As reported in the first eight issues of The Consortium, the task force reached its conclusion by constructing bogus alibis for Casey, applying irrational arguments and hiding evidence pointing to Republican guilt. DiGenova snapped up six veterans of the October Surprise staff, including deputy independent counsel Michael Zeldin, who had served in the Reagan-Bush Justice Department, and associate independent counsel David Laufman, who had worked for the CIA.

DiGenova's team went to work explaining away the obviously criminal acts involved in the passport case. Though Clinton's privacy rights had been violated and the leaking of a confidential criminal referral was a felony, diGenova said he could not figure out who had committed the misdeeds. So he constructed elaborate rationales to clear all the Republicans of any wrongdoing.

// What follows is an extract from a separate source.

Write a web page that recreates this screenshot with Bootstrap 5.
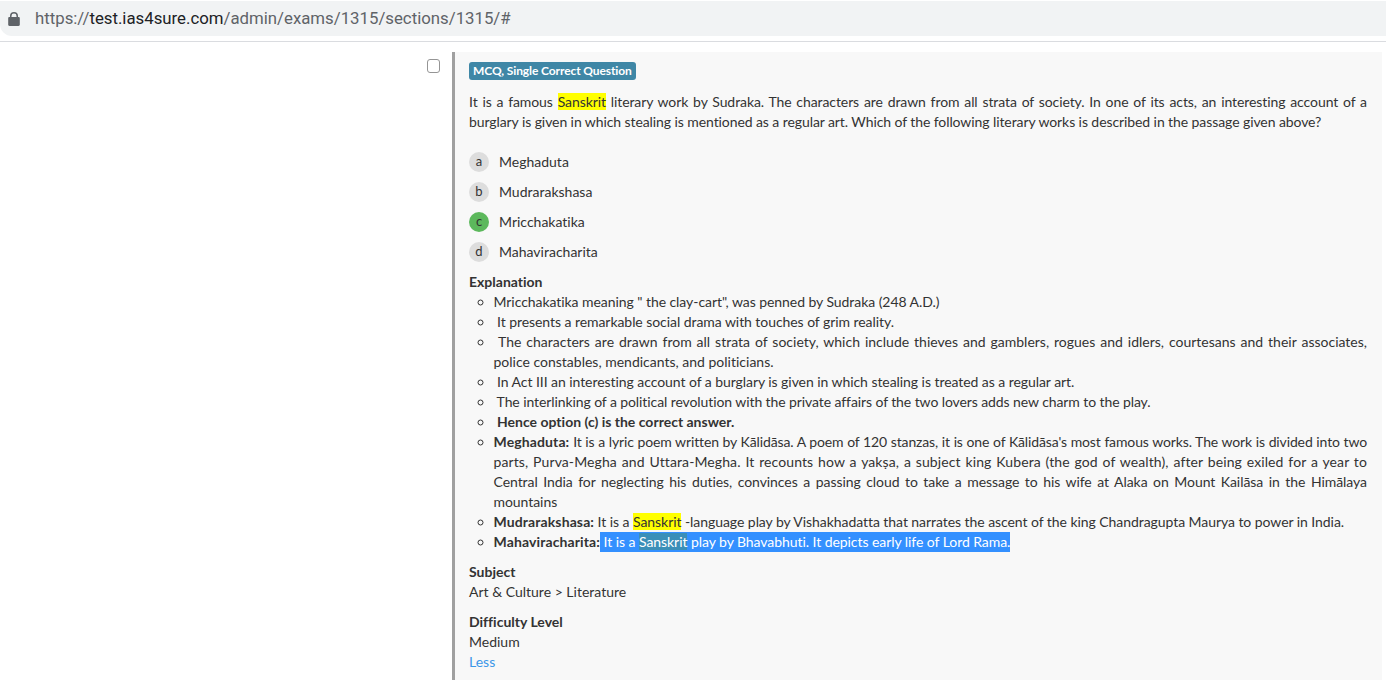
<!DOCTYPE html>
<html lang="en">
<head>
<meta charset="utf-8">
<title>Question</title>
<link rel="stylesheet" href="https://cdn.jsdelivr.net/npm/bootstrap@5.3.0/dist/css/bootstrap.min.css">
<style>
html, body { height: 680px; overflow: hidden; background: #fff; }
body { font-family: Lato, "Liberation Sans", sans-serif; font-size: 14px; line-height: 20px; color: #333; font-variant-ligatures: none; }
.url-bar { height: 35px; margin-top: 1px; background: #f1f3f4; border-radius: 0 0 0 12px; padding-left: 8px; margin-bottom: 5px; }
.url-text { font-family: Roboto, "Liberation Sans", sans-serif; font-size: 16.8px; color: #5f6368; margin-left: 15px; line-height: 35px; }
.url-host { color: #202124; }
.url-rule { height: 1px; background: #dadce0; }
.stage { padding-top: 10px; padding-right: 4px; }
.check-col { width: 452px; flex: none; }
.fake-check { width: 13px; height: 14px; border: 1.5px solid #959595; border-radius: 3px; background: #fff; margin: 7px 12px 0 0; }
.panel-q { background: #f8f8f8; border-left: 3px solid #a0a0a0; flex: 1; padding: 10px 15px 10px 14px; height: 640px; }
.tag-q { background: #3f87a6; color: #fff; font-weight: 700; font-size: 12px; line-height: 18px; height: 18px; border-radius: 3px; padding: 0 4px; display: block; width: fit-content; letter-spacing: -.1px; }
.stem { text-align: justify; margin: 12px 0 20px; letter-spacing: -.085px; }
.opt { height: 30px; }
.opt-dot { width: 20px; height: 20px; border-radius: 50%; background: #ddd; font-size: 13px; text-align: center; line-height: 19px; margin-right: 10px; }
.opt-ok { background: #5cb85c; }
.expl { margin: 0 0 10px; padding-left: 24.5px; list-style: circle; text-align: justify; letter-spacing: -.06px; }
.expl strong { letter-spacing: 0; }
.expl .lbl { letter-spacing: .12px; }
.expl .li-wide { letter-spacing: 0; }
.expl .li-tight { letter-spacing: -.13px; }
.expl .li-snug { letter-spacing: -.09px; }
.expl .li-loose { letter-spacing: .1px; }
.hl { background: #ff0; }
.sel { background: #3390ff; color: #fff; display: inline-block; height: 20px; }
.sel-y { background: #3b8fb8; }
.group-head { font-weight: 700; }
.group-block { margin-bottom: 10px; }
.less-link { color: #3c97e8; text-decoration: none; }
</style>
</head>
<body>
<div class="url-bar d-flex align-items-center">
  <svg width="12" height="14" viewBox="0 0 12 14" aria-hidden="true"><path fill="#5f6368" d="M2 5V3.900a4 3.900 0 0 1 8 0V5h.5c.8 0 1.300.5 1.300 1.200v6.500c0 .7-.5 1.200-1.300 1.200h-9C.7 13.900.2 13.400.2 12.700V6.200C.2 5.500.7 5 1.500 5zm1.500 0h5V3.900a2.500 2.400 0 0 0-5 0z"/></svg>
  <span class="url-text">https://<span class="url-host">test.ias4sure.com</span>/admin/exams/1315/sections/1315/#</span>
</div>
<div class="url-rule"></div>
<div class="stage d-flex">
  <div class="check-col d-flex justify-content-end align-items-start"><div class="fake-check"></div></div>
  <div class="panel-q">
    <span class="tag-q">MCQ, Single Correct Question</span>
    <p class="stem">It is a famous <span class="hl">Sanskrit</span> literary work by Sudraka. The characters are drawn from all strata of society. In one of its acts, an interesting account of a burglary is given in which stealing is mentioned as a regular art. Which of the following literary works is described in the passage given above?</p>
    <div class="opt d-flex align-items-start"><span class="opt-dot">a</span><span>Meghaduta</span></div>
    <div class="opt d-flex align-items-start"><span class="opt-dot">b</span><span>Mudrarakshasa</span></div>
    <div class="opt d-flex align-items-start"><span class="opt-dot opt-ok">c</span><span>Mricchakatika</span></div>
    <div class="opt d-flex align-items-start"><span class="opt-dot">d</span><span>Mahaviracharita</span></div>
    <div class="group-head">Explanation</div>
    <ul class="expl">
      <li>Mricchakatika meaning " the clay-cart", was penned by Sudraka (248 A.D.)</li>
      <li>&nbsp;It presents a remarkable social drama with touches of grim reality.</li>
      <li class="li-wide">&nbsp;The characters are drawn from all strata of society, which include thieves and gamblers, rogues and idlers, courtesans and their associates, police constables, mendicants, and politicians.</li>
      <li>&nbsp;In Act III an interesting account of a burglary is given in which stealing is treated as a regular art.</li>
      <li class="li-snug">&nbsp;The interlinking of a political revolution with the private affairs of the two lovers adds new charm to the play.</li>
      <li>&nbsp;<strong>Hence option (c) is the correct answer.</strong></li>
      <li><strong class="lbl">Meghaduta:</strong> <span class="li-tight">It is a lyric poem written by Kālidāsa. A poem of 120 stanzas, it is one of Kālidāsa's most famous works. The work is divided into two</span> <span class="li-loose">parts, Purva-Megha and Uttara-Megha. It recounts how a yakṣa, a subject king Kubera (the god of wealth), after being exiled for a year to</span> Central India for neglecting his duties, convinces a passing cloud to take a message to his wife at Alaka on Mount Kailāsa in the Himālaya mountains</li>
      <li><strong class="lbl">Mudrarakshasa:</strong> It is a <span class="hl">Sanskrit</span> -language play by Vishakhadatta that narrates the ascent of the king Chandragupta Maurya to power in India.</li>
      <li><strong class="lbl">Mahaviracharita:</strong><span class="sel">&nbsp;It is a <span class="sel-y">Sanskrit</span> play by Bhavabhuti. It depicts early life of Lord Rama.</span></li>
    </ul>
    <div class="group-block"><div class="group-head">Subject</div><div>Art &amp; Culture &gt; Literature</div></div>
    <div><div class="group-head">Difficulty Level</div><div>Medium</div><a class="less-link" href="#">Less</a></div>
  </div>
</div>
<script src="https://cdn.jsdelivr.net/npm/bootstrap@5.3.0/dist/js/bootstrap.bundle.min.js"></script>
</body>
</html>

Indeed, the government official who came under diGenova's sharpest criticism was the State Department's Inspector General Sherman Funk -- for demanding the investigation in the first place. The diGenova team castigated Funk for "a woefully inadequate understanding of the facts and a blithely naive view of the job responsibilities at the State Department."

Later, one senior Clinton administration official reviewed the whitewashing of the October Surprise issue and similar handling of the passport case. The official shook his head in disgust. "They're the cleaners," he said about the investigative team, a reference to ruthless intelligence experts who are brought onto the scene of a botched operation to clean up the incriminating evidence.